* MATERIAL:
_ _ _ _ _ _ _
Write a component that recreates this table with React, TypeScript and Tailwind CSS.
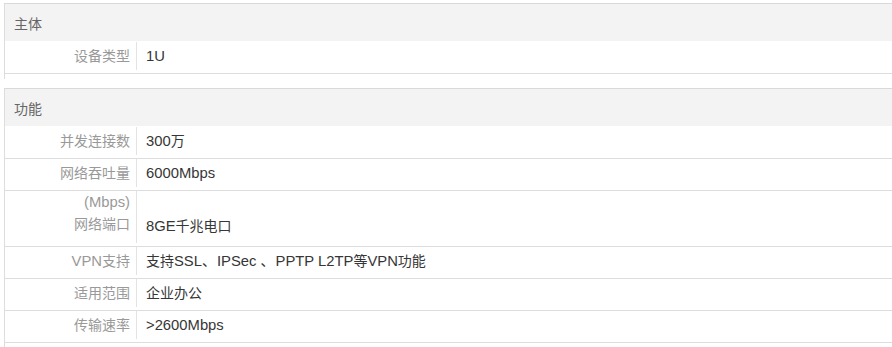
import React from "react";

type Row = { label: string[]; value: string; tall?: boolean };
type Section = { title: string; rows: Row[] };

const sections: Section[] = [
  {
    title: "主体",
    rows: [{ label: ["设备类型"], value: "1U" }],
  },
  {
    title: "功能",
    rows: [
      { label: ["并发连接数"], value: "300万" },
      { label: ["网络吞吐量"], value: "6000Mbps" },
      { label: ["(Mbps)", "网络端口"], value: "8GE千兆电口", tall: true },
      { label: ["VPN支持"], value: "支持SSL、IPSec 、PPTP L2TP等VPN功能" },
      { label: ["适用范围"], value: "企业办公" },
      { label: ["传输速率"], value: ">2600Mbps" },
    ],
  },
];

const CJK = /([\u3000-\u303f\u4e00-\u9fff\uff00-\uffef]+)/;

// Latin runs are set a touch larger than CJK runs so both read at the same weight;
// the ideographic comma keeps its full-width cell.
function Mixed({ text }: { text: string }) {
  const parts = text.split(CJK).filter(Boolean);
  return (
    <>
      {parts.map((p, i) => {
        if (!CJK.test(p)) {
          return (
            <span key={i} className="text-[14.8px] whitespace-pre">
              {p}
            </span>
          );
        }
        const pieces = p.split(/(、)/).filter(Boolean);
        return (
          <span key={i} className="text-[14px]">
            {pieces.map((c, j) =>
              c === "、" ? (
                <span key={j} className="inline-block w-[15px] text-left">
                  、
                </span>
              ) : (
                <React.Fragment key={j}>{c}</React.Fragment>
              )
            )}
          </span>
        );
      })}
    </>
  );
}

function SpecRow({ row, first }: { row: Row; first: boolean }) {
  if (row.tall) {
    return (
      <div className="flex border-b border-[#dddddd]">
        <div className="w-[132px] shrink-0 border-r border-[#e3e3e3] mb-[3px] h-[52px] pr-[6px] text-right text-[#999999] leading-[22px]">
          {row.label.map((l, i) => (
            <div key={i} className="h-[22px]">
              <Mixed text={l} />
            </div>
          ))}
        </div>
        <div className="flex items-end pl-[9px] pb-[9px] text-[#363636] leading-[22px]">
          <Mixed text={row.value} />
        </div>
      </div>
    );
  }
  return (
    <div className="flex border-b border-[#dddddd]">
      <div
        className={`w-[132px] shrink-0 border-r border-[#e3e3e3] mb-[3px] h-[28px] flex items-center justify-end pr-[6px] text-[#999999] leading-[22px] ${
          first ? "mt-px" : ""
        }`}
      >
        <Mixed text={row.label[0]} />
      </div>
      <div
        className={`flex items-center h-[28px] pl-[9px] text-[#363636] leading-[22px] ${
          first ? "mt-px" : ""
        }`}
      >
        <Mixed text={row.value} />
      </div>
    </div>
  );
}

export default function App() {
  return (
    <div
      className="w-[892px] h-[347px] overflow-hidden bg-white pl-1 pt-[3px]"
      style={{ fontFamily: '"Liberation Sans", Arial, "Noto Sans CJK SC", sans-serif' }}
    >
      {sections.map((s, si) => (
        <div
          key={s.title}
          className={`border-l border-[#dddddd] ${si === 0 ? "pb-[5px] mb-[9px]" : "pb-[10px]"}`}
        >
          <div className="h-[38px] border-t border-[#d9d9d9] bg-[#f3f3f3] pl-[9px] pt-[3px] flex items-center text-[#666666] leading-[22px]">
            <Mixed text={s.title} />
          </div>
          {s.rows.map((r, ri) => (
            <SpecRow key={ri} row={r} first={ri === 0} />
          ))}
        </div>
      ))}
    </div>
  );
}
_ _ _ _ _ _ _
Return the material word for word. Pictures are not part of the copy.

Write a component that recreates this table with React, TypeScript and Tailwind CSS.
import React from "react";

type Row = { label: string[]; value: string; tall?: boolean };
type Section = { title: string; rows: Row[] };

const sections: Section[] = [
  {
    title: "主体",
    rows: [{ label: ["设备类型"], value: "1U" }],
  },
  {
    title: "功能",
    rows: [
      { label: ["并发连接数"], value: "300万" },
      { label: ["网络吞吐量"], value: "6000Mbps" },
      { label: ["(Mbps)", "网络端口"], value: "8GE千兆电口", tall: true },
      { label: ["VPN支持"], value: "支持SSL、IPSec 、PPTP L2TP等VPN功能" },
      { label: ["适用范围"], value: "企业办公" },
      { label: ["传输速率"], value: ">2600Mbps" },
    ],
  },
];

const CJK = /([\u3000-\u303f\u4e00-\u9fff\uff00-\uffef]+)/;

// Latin runs are set a touch larger than CJK runs so both read at the same weight;
// the ideographic comma keeps its full-width cell.
function Mixed({ text }: { text: string }) {
  const parts = text.split(CJK).filter(Boolean);
  return (
    <>
      {parts.map((p, i) => {
        if (!CJK.test(p)) {
          return (
            <span key={i} className="text-[14.8px] whitespace-pre">
              {p}
            </span>
          );
        }
        const pieces = p.split(/(、)/).filter(Boolean);
        return (
          <span key={i} className="text-[14px]">
            {pieces.map((c, j) =>
              c === "、" ? (
                <span key={j} className="inline-block w-[15px] text-left">
                  、
                </span>
              ) : (
                <React.Fragment key={j}>{c}</React.Fragment>
              )
            )}
          </span>
        );
      })}
    </>
  );
}

function SpecRow({ row, first }: { row: Row; first: boolean }) {
  if (row.tall) {
    return (
      <div className="flex border-b border-[#dddddd]">
        <div className="w-[132px] shrink-0 border-r border-[#e3e3e3] mb-[3px] h-[52px] pr-[6px] text-right text-[#999999] leading-[22px]">
          {row.label.map((l, i) => (
            <div key={i} className="h-[22px]">
              <Mixed text={l} />
            </div>
          ))}
        </div>
        <div className="flex items-end pl-[9px] pb-[9px] text-[#363636] leading-[22px]">
          <Mixed text={row.value} />
        </div>
      </div>
    );
  }
  return (
    <div className="flex border-b border-[#dddddd]">
      <div
        className={`w-[132px] shrink-0 border-r border-[#e3e3e3] mb-[3px] h-[28px] flex items-center justify-end pr-[6px] text-[#999999] leading-[22px] ${
          first ? "mt-px" : ""
        }`}
      >
        <Mixed text={row.label[0]} />
      </div>
      <div
        className={`flex items-center h-[28px] pl-[9px] text-[#363636] leading-[22px] ${
          first ? "mt-px" : ""
        }`}
      >
        <Mixed text={row.value} />
      </div>
    </div>
  );
}

export default function App() {
  return (
    <div
      className="w-[892px] h-[347px] overflow-hidden bg-white pl-1 pt-[3px]"
      style={{ fontFamily: '"Liberation Sans", Arial, "Noto Sans CJK SC", sans-serif' }}
    >
      {sections.map((s, si) => (
        <div
          key={s.title}
          className={`border-l border-[#dddddd] ${si === 0 ? "pb-[5px] mb-[9px]" : "pb-[10px]"}`}
        >
          <div className="h-[38px] border-t border-[#d9d9d9] bg-[#f3f3f3] pl-[9px] pt-[3px] flex items-center text-[#666666] leading-[22px]">
            <Mixed text={s.title} />
          </div>
          {s.rows.map((r, ri) => (
            <SpecRow key={ri} row={r} first={ri === 0} />
          ))}
        </div>
      ))}
    </div>
  );
}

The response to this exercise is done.